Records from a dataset
════════

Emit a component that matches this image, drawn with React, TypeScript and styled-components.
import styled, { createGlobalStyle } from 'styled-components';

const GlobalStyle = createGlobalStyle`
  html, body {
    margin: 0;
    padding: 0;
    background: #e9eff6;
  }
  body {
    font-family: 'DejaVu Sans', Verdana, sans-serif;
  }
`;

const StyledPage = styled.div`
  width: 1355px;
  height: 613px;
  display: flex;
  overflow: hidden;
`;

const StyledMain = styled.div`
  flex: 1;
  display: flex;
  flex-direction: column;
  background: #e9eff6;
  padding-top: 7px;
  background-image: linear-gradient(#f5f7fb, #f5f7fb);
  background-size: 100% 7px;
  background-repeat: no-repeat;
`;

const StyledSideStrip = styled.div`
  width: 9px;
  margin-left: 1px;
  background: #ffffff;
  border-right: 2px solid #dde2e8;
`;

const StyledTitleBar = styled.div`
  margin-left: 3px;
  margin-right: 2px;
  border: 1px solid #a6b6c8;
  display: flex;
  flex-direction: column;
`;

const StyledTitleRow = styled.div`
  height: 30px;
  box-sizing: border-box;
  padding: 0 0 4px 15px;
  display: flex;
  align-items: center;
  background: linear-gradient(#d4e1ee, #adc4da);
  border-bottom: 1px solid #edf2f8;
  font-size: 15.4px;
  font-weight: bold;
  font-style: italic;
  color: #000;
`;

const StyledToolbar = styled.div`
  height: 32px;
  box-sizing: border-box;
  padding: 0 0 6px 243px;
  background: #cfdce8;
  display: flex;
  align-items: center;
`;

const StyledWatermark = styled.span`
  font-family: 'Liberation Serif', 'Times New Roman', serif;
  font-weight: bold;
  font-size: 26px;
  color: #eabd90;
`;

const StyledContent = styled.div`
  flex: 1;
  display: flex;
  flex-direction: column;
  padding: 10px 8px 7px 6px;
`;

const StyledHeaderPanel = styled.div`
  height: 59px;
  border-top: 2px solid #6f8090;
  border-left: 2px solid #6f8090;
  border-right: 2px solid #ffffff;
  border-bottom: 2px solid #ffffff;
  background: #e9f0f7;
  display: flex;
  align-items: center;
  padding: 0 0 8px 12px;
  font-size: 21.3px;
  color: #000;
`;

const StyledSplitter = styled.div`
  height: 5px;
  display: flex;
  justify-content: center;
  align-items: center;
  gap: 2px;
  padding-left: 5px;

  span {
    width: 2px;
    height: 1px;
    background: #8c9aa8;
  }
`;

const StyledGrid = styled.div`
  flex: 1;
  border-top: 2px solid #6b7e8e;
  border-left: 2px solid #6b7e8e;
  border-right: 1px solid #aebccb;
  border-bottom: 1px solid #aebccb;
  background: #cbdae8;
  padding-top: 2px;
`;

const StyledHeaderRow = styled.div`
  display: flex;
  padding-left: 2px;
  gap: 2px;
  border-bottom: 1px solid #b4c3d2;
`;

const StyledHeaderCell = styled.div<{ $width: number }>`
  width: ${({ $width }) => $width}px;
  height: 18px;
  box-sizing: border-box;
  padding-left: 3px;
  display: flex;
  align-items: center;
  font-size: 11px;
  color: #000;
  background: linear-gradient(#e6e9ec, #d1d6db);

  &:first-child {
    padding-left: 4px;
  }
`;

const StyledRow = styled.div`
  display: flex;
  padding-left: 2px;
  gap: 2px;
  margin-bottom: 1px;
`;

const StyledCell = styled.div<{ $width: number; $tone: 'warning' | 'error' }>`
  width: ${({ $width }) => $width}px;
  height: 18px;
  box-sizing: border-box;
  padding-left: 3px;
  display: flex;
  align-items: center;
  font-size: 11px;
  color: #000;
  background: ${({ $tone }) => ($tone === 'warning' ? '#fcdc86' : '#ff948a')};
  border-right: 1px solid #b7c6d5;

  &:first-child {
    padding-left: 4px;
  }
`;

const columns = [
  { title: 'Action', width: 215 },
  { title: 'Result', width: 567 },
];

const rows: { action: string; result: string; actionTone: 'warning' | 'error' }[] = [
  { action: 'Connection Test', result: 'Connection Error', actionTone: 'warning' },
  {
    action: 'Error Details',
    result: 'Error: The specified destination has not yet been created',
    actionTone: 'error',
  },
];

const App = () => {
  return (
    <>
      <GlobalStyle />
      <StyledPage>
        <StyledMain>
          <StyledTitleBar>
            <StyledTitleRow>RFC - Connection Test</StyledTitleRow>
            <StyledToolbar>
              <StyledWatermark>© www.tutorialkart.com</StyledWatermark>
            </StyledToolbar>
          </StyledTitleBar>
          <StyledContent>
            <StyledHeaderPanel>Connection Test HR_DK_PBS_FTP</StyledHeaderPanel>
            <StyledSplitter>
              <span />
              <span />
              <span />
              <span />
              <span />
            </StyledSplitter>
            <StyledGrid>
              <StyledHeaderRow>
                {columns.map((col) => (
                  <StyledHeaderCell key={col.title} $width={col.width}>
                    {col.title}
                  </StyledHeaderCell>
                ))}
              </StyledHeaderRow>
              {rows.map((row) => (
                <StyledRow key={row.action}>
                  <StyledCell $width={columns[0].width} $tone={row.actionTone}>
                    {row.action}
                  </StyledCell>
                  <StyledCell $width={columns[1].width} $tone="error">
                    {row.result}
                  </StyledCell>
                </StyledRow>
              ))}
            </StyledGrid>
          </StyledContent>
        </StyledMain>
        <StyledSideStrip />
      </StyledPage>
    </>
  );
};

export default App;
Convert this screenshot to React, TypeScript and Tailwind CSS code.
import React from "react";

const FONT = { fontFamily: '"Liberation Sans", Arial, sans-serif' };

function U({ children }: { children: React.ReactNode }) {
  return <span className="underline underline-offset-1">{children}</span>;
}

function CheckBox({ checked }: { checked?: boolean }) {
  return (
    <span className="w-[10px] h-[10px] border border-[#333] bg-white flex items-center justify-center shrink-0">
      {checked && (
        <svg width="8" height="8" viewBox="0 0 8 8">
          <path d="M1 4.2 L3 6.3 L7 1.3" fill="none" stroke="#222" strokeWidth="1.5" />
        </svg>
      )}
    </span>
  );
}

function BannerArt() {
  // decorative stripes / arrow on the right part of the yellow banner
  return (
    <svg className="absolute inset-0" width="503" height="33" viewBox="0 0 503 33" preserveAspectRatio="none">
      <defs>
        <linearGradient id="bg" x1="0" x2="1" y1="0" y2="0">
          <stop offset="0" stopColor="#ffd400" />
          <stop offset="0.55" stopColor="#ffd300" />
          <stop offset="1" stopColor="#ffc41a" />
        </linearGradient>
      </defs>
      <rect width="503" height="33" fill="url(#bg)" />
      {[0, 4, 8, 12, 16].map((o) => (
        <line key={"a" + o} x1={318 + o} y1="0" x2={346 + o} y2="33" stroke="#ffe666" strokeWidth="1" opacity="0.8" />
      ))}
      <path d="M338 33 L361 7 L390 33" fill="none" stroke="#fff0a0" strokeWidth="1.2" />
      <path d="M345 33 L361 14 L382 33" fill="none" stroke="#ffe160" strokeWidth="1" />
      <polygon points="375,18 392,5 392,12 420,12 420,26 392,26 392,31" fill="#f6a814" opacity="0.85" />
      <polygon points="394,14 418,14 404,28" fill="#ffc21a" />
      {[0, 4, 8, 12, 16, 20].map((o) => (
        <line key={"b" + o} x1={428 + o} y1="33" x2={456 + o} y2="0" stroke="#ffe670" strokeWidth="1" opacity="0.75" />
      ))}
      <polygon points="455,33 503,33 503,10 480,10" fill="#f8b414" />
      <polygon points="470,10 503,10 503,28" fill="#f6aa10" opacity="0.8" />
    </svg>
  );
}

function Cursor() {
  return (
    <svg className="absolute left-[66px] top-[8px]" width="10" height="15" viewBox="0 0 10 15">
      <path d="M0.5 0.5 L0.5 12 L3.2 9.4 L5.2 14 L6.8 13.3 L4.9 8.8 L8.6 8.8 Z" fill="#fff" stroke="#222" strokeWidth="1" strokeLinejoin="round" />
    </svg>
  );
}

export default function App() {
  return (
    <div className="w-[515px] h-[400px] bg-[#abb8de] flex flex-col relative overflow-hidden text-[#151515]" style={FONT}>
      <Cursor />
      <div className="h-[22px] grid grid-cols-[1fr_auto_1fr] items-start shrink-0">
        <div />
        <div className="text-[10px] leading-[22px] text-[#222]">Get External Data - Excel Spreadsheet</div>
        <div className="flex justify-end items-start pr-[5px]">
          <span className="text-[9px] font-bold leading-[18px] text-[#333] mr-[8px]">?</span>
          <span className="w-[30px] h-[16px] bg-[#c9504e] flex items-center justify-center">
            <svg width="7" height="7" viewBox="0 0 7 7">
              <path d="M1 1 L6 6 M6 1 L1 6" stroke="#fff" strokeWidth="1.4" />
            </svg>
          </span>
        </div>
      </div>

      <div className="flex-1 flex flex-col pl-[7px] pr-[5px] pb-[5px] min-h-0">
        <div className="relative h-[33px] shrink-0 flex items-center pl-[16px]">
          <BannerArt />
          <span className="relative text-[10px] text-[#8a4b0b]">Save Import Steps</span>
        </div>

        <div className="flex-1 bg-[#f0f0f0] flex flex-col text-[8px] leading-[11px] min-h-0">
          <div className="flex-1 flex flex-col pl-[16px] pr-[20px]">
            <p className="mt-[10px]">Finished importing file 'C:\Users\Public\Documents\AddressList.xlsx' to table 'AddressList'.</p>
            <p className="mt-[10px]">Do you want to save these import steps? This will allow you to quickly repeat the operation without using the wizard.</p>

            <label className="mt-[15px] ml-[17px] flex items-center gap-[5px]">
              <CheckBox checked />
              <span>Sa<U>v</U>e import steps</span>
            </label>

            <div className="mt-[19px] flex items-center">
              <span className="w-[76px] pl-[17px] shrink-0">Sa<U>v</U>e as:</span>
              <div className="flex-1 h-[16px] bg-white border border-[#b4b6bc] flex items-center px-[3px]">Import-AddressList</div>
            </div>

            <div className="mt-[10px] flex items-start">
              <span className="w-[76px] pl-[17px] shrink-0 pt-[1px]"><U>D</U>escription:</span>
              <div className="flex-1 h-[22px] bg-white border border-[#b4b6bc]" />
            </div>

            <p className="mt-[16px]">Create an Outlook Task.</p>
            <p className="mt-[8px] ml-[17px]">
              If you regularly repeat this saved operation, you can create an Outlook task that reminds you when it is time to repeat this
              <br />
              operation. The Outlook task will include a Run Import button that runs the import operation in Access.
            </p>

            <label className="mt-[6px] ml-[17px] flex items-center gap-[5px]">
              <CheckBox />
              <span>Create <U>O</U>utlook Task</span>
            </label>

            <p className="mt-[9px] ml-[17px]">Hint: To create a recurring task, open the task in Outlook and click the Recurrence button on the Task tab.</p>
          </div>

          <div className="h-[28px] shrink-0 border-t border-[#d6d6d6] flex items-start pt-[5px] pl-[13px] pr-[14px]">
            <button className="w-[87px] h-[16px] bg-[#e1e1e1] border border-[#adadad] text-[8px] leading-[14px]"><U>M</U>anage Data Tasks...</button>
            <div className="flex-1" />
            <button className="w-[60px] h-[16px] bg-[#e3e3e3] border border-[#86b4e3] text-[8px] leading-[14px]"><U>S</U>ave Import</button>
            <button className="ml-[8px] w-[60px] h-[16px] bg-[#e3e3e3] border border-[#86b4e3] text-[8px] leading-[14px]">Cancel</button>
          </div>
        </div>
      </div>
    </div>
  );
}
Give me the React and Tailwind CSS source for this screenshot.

════════

**Aim:**
List every line above that holds the word "Tailwind".

**Final answer:**
Convert this screenshot to React, TypeScript and Tailwind CSS code.
Give me the React and Tailwind CSS source for this screenshot.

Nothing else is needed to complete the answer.